Cogía la maleta. Llenaba un poco de ropa para el frío. A veces, me deprimía no tener dinero suficiente como para llevarles algo a mis padres. Pero a ellos no les importaba. Cargaba la maleta desde el tercer piso, casi siempre apurada porque salía tarde. El taxi hasta el terminal se demoraba alrededor de cuarenta minutos. Mientras el carro zigzagueaba por las calles, yo recibía sus llamadas. “Hija, dónde estás… Cuídate mucho. Te esperamos”. Al llegar a mi asiento, me gustaba poner un poco de música en mi celular. Con los audífonos puestos miraba por la ventana. De tanto viajar, me había acostumbrado al olor nauseabundo que normalmente tienen los buses. El viaje ya no me chocaba. Viajaba de noche. Me gustaba la idea de cambiar de ciudad mientras dormía. Mis papás. Solo eso sentía en el corazón. Estar con ellos el siguiente día.
Hace unos meses, en uno de esos viajes, encontré un cuaderno lleno de fotos. Fotos que había sacado de los álbumes familiares y que las había guardado como mías. Recuerdo que guardé esas fotos porque me encantaban. Tenían la belleza de guardar momentos que habían sido especiales. Y ya que me iba a ir quería llevármelas. Pero no me las traje a Lima sino hasta hace poco.
Ahora las tengo frente a mí. Y no puedo dejar de mirarlas una y otra vez. Las miro casi hipnotizada. En una de ellas, mi mamá me tiene en sus brazos y junto a nosotras está mi hermano. Estamos en su trabajo. Un pueblo llamado Bellavista. Estamos rodeados de plantas. Al fondo hay una casa amarilla de un piso que parece ser el sitio donde vivíamos. No sé cuántos años tenía y es casi imposible que yo tenga ese recuerdo. Pero esa imagen me provoca un nudo en la garganta. Mientras más fotos veo, el nudo crece y se expande hacia mi pecho y me aplasta. Tengo una conexión profunda con ella, mi madre.

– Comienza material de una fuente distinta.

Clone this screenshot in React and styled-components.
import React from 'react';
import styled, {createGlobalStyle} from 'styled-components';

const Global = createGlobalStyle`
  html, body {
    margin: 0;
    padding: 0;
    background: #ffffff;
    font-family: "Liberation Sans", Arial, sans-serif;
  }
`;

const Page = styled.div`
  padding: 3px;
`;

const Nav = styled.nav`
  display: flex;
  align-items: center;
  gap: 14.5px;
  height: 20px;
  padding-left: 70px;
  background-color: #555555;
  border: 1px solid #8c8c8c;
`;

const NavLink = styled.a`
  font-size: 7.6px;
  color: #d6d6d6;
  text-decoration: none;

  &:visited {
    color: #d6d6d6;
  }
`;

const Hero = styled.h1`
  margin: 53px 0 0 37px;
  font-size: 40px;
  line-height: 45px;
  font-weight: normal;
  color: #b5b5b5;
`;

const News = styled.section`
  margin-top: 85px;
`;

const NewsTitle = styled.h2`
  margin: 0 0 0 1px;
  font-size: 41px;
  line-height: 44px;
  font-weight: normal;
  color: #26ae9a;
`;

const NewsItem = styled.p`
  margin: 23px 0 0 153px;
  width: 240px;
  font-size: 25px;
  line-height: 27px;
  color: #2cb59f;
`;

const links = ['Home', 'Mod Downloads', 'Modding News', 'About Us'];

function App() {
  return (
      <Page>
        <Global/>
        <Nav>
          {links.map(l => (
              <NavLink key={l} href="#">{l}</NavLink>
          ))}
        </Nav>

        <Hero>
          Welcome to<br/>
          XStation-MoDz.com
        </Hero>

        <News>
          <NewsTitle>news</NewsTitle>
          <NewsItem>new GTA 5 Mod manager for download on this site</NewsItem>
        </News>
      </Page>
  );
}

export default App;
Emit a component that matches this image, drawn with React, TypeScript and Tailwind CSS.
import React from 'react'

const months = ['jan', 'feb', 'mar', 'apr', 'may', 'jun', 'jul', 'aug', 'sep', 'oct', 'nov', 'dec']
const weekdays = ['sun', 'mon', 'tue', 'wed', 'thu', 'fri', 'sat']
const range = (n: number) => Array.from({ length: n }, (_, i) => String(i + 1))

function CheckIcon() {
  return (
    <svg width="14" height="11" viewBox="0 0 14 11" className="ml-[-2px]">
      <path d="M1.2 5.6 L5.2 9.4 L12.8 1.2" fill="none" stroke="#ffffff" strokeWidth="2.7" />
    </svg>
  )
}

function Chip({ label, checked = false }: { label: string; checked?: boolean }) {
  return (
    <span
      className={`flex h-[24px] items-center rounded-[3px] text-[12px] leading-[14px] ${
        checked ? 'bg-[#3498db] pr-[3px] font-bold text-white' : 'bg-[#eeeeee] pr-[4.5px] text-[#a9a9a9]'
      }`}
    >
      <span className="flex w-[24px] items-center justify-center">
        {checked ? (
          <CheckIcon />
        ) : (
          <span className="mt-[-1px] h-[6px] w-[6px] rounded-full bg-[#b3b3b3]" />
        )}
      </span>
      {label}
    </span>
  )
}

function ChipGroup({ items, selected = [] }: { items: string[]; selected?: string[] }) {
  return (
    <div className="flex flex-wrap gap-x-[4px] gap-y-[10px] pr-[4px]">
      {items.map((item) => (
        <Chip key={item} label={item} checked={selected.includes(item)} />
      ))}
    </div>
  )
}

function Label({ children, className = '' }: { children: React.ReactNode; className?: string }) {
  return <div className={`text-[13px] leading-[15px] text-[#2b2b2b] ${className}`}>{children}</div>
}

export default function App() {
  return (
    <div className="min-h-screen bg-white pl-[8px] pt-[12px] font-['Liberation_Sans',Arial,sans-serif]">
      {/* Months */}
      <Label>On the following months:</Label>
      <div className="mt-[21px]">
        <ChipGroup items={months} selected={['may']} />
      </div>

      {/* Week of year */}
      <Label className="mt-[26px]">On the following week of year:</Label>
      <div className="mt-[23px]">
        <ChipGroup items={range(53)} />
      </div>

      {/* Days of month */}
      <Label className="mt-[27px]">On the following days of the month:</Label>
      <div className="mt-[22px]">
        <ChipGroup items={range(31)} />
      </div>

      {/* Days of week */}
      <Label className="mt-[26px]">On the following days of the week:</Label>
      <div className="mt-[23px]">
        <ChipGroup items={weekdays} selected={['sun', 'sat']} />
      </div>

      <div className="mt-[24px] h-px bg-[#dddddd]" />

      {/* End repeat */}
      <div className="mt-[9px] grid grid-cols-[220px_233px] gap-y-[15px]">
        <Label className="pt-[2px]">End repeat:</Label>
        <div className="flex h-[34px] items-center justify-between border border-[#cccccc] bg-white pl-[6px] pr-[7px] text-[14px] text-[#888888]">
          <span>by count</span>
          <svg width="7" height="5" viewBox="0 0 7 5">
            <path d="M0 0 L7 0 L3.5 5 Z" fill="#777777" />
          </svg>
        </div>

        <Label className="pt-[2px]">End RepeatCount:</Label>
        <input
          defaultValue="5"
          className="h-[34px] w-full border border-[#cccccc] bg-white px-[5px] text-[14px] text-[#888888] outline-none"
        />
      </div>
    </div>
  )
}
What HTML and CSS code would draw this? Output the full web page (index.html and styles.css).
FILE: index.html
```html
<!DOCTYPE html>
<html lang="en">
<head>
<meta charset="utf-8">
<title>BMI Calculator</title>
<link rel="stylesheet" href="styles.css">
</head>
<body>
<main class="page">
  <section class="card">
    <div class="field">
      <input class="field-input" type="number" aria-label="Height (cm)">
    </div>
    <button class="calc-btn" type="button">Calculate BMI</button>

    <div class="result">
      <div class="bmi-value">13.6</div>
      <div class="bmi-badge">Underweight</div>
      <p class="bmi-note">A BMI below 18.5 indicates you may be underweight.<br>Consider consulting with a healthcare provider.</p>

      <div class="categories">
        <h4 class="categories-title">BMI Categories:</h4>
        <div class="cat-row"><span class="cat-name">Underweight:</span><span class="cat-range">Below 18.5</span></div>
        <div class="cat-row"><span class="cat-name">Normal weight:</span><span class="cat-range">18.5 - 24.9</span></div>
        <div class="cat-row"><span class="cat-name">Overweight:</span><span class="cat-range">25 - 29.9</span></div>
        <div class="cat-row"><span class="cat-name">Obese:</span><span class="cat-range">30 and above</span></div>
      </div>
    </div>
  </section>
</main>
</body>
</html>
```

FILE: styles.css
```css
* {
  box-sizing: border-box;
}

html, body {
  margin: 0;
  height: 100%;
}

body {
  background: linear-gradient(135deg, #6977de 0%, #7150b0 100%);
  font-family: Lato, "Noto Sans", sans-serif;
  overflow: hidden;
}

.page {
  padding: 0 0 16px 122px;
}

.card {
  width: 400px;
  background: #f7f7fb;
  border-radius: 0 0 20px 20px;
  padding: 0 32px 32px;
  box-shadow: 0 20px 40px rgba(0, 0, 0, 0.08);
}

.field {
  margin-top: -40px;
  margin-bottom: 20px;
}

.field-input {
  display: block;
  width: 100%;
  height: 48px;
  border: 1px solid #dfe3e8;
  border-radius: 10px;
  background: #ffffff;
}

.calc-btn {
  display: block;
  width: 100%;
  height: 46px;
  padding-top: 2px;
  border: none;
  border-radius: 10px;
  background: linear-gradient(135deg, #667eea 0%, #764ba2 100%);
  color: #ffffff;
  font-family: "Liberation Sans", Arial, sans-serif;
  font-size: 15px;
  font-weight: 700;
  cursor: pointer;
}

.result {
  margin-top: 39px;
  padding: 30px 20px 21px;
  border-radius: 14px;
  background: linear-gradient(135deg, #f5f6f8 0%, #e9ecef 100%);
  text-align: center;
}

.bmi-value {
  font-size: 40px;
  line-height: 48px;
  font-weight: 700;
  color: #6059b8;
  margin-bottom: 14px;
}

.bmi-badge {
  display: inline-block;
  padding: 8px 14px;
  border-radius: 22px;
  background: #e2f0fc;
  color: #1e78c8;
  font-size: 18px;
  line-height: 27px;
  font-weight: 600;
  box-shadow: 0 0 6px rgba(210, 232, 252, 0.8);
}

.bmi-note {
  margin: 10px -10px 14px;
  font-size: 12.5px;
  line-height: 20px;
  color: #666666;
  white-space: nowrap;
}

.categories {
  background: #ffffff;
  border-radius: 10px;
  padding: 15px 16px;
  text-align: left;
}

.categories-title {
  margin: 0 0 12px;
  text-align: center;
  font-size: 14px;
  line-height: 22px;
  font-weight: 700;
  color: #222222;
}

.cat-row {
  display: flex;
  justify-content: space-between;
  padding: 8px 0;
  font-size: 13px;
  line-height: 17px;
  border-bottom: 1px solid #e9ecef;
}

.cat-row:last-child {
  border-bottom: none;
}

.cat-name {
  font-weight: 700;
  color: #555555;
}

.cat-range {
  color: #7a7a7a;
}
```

Nació en Huánuco, en 1967. Es la penúltima de 11 hermanos. Tiene una melliza que se llama Cristina. Mi mamá se llama Elena. Le gusta tener el cabello corto. Estudió Educación Primaria en un Instituto en Pasco. Conoció a mi papá cuando tenía 16 años y se casaron cuando ella tenía 24.
Mi mamá y yo hemos sido buenas amigas desde que yo era niña. Ritmo Romántica o Radio Panamericana. Pero una de las dos, o cualquier otra. Lo importante para ella es sentir que la música la acompaña. Escuchábamos música siempre que yo hacía mis tareas y ella hacía sus cosas. Yo la acompañaba a todos sitios. Estudié un tiempo en el colegio en el que ella enseñaba. Iba con ella al mercado, a las reuniones de su trabajo, a sus ensayos de danza. Ella también me acompañaba. Viajaba conmigo cuando yo tenía que presentarme en algún concurso de matemáticas o cuando tenía alguna presentación en mi colegio. Entre ambas siempre hay complicidad y compañerismo. Me llama regularmente y hablamos un buen rato. A veces me toca animarla cuando no se siente bien y otras ella me da ánimos a mí. Sé que ella lo hace mejor.
Las fotos me miran de nuevo. Ella me mira de nuevo sonriente mientras me tiene en sus brazos o de la mano. Y siento que la extraño tanto. Extraño que me pida que la acompañe a algún lugar o que me cuente un secreto. Pienso que a pesar de todo no es lo mismo escucharla todos los días en el teléfono.
Estos meses, en que me he sentido mejor y siento que me he adaptado a esta nueva vida, todavía tengo días en que quiero hacer mis maletas automáticamente. Llamar y decir que estoy viajando, que estoy yendo a verla.
Veo las fotos y agradezco ser su hija. Le agradezco a ella que me haya dado sus años. Es una felicidad inmensa saber que la tengo a ella y espero que ella sienta la misma felicidad de tenerme a mí.
Pongo una canción en mi reproductor. Estoy más tranquila. Es Lou Reed. Oh it's such a perfect day / I'm glad I spent it with you / Oh such a perfect day. Recuerdo que había días en que salíamos toda la tarde y llegábamos cansadas. Papá nos esperaba en la casa; mi abuelo y mi hermano también. Mamá y yo tuvimos días hermosos, eternos que se quedan en mi memoria. Mamá, días perfectos, me alegro de haberlos pasado contigo.
Las clases han terminado. Es diciembre. Me siento contenta por este ciclo, por este nuevo año. Sé que hay muchos chicos como yo, que no son de Lima. Sé que ellos extrañan a alguna Elena que los espera en su casa, con los brazos abiertos y una sonrisa sincera. Es hora de hacer las maletas con calma. Ya podemos ir a verlas.
*Siento que es el mismo sentimiento de hace varios meses. Lo siento. No puedo quitármelos. Espero les guste. ¡Prometo una mejor foto!